Friday, September 10, 2021

Opening Rounds

Katia Santibanez at DC Moore in Anima Lumens, her first solo show with the gallery. For accurate photos (iPhone is subduing the color) visit link here: Gallery Link

As the catalog essay points out, the "ruptured grids" of the trees recall stained glass windows that face contre jour, or "against the day" to heighten backlighting.

The color slowly builds from neutral to intense from the painting edges inward
reaching a crescendo of light in the middle.
A work on paper in the back room, linking Santibanez' prints and paintings as well as with the room of sketches by Charles Burchfield--a serendipitous choice to show with her work.

Burchfield notations



Roberta Smith wrote about it in the 9-9-2021_Smith_NYT, what more to say but go and go quickly. Philip Guston 1969-1979 at Hauser & Wirth in an epic, splendid, spectacular show of the late work from the shocking McKee exhibition with klansmen that earned the artist Hilton Kramer's ire in the NYT, onward. 



About which Guston remarked it had everything he knew in painting. 


Detail from a painting showing the strange flattening of space that recurs in several works.

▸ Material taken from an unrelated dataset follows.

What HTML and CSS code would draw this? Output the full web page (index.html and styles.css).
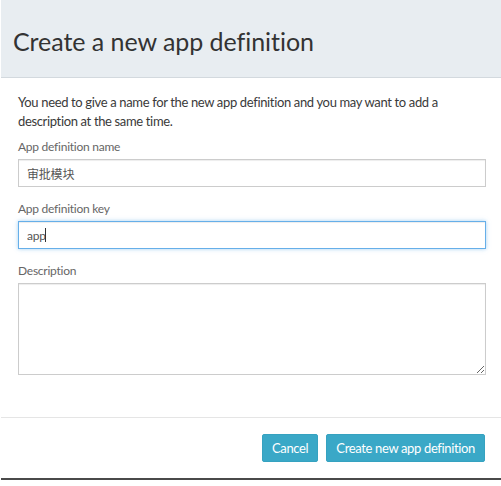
FILE: index.html
```html
<!DOCTYPE html>
<html lang="en">
<head>
    <meta charset="UTF-8">
    <meta name="viewport" content="width=device-width, initial-scale=1.0">
    <title>Create a new app definition</title>
    <link rel="stylesheet" href="styles.css">
</head>
<body>
    <div class="modal">
        <div class="modal-header">
            <h2>Create a new app definition</h2>
        </div>

        <div class="modal-body">
            <p>You need to give a name for the new app definition and you may want to add a description at the same time.</p>

            <div class="form-group">
                <label for="appName">App definition name</label>
                <input type="text" id="appName" class="form-control" value="审批模块">
            </div>

            <div class="form-group">
                <label for="appKey">App definition key</label>
                <div class="input-wrap">
                    <input type="text" id="appKey" class="form-control is-focused" value="app">
                    <span class="caret"></span>
                </div>
            </div>

            <div class="form-group">
                <label for="appDescription">Description</label>
                <textarea id="appDescription" class="form-control description"></textarea>
            </div>
        </div>

        <div class="modal-footer">
            <button type="button" class="btn">Cancel</button>
            <button type="button" class="btn">Create new app definition</button>
        </div>
    </div>
</body>
</html>
```

FILE: styles.css
```css
body {
    font-family: Lato, "Noto Sans CJK SC", sans-serif;
    font-size: 13px;
    letter-spacing: -0.35px;
    color: #333;
    background-color: #fff;
    margin: 0;
    padding: 0;
}
.modal {
    width: 500px;
    margin-left: 1px;
    border-bottom: 2px solid #4a4a4a;
}
.modal-header {
    background-color: #e8edf1;
    border-bottom: 1px solid #d3d9de;
    padding: 0 12px;
    height: 77px;
    display: flex;
    align-items: center;
}
h2 {
    margin: 0;
    font-size: 25px;
    font-weight: 400;
    letter-spacing: -0.05px;
    color: #333;
    line-height: 30px;
    padding-top: 4px;
}
.modal-body {
    padding: 15px 15px 42px 17px;
}
p {
    margin: 0 0 6px;
    line-height: 19px;
    color: #3a3a3a;
}
.form-group {
    margin-bottom: 12px;
}
.form-group:last-child {
    margin-bottom: 0;
}
label {
    display: block;
    font-size: 12px;
    letter-spacing: -0.25px;
    line-height: 19px;
    margin-bottom: 3px;
    color: #666;
}
.form-control {
    display: block;
    width: 100%;
    height: 28px;
    padding: 0 8px;
    border: 1px solid #ccc;
    border-radius: 0;
    box-shadow: inset 0 1px 1px rgba(0, 0, 0, 0.075);
    font-family: Lato, "Noto Sans CJK SC", sans-serif;
    font-size: 12px;
    letter-spacing: -0.2px;
    color: #555;
    box-sizing: border-box;
    outline: none;
}
.form-control.is-focused {
    border-color: #66afe9;
    box-shadow: inset 0 1px 1px rgba(0, 0, 0, 0.075), 0 0 4px rgba(102, 175, 233, 0.6);
}
.input-wrap {
    position: relative;
}
.caret {
    position: absolute;
    left: 27px;
    top: 7px;
    width: 1px;
    height: 14px;
    background: #333;
}
.description {
    height: 92px;
    resize: vertical;
    padding: 6px 8px;
}
.modal-footer {
    border-top: 1px solid #e5e5e5;
    padding: 16px 16px 16px;
    display: flex;
    justify-content: flex-end;
    gap: 8px;
}
.btn {
    background-color: #3aa8c7;
    color: #fff;
    border: 1px solid #36a2c0;
    border-radius: 2px;
    height: 28px;
    padding: 0 9px;
    font-family: Lato, sans-serif;
    font-size: 13px;
    letter-spacing: -0.35px;
    cursor: pointer;
}
.btn:hover {
    background-color: #3196b3;
}
```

Minimal, calligraphic surface as the brush turns this way and that--must be seen in person.Gallery Link

Kay Rosen at Sikkema Jenkins continues her longstanding practice of wordplay.
Gallery Link

In the back room, a sweet Louis Fratino watercolor.

Kay Rosen.

Tomory Dodge at Miles McEnery focusing his work in a new-to-this-viewer portrait.
 Gallery Link
Amy Lincoln's debut at Sperone Westwater. A concise, excellent show Gallery Link




Have always loved this work, including Lincoln in my 2017 curatorial endeavor Strange Flowers: Gallery Link

Debbie Brown in Quiet City at Anna Zorina's temporary space at the High Line Building, organized to showcase her work in tandem with her Hall Foundation survey in Germany. This is the painting I want. Gallery Link 

Detail from a larger work showing the movement of brushstrokes within transparent surfaces, the doppelganger-like duplication of canine and leash, the magic of shadow as a geometric carving up of surface. As with many artists Brown cycles through motifs in her work, resuscitating earlier focus on dogs, and urban environments, within the larger, complex narrative tableaux seen here and in Europe.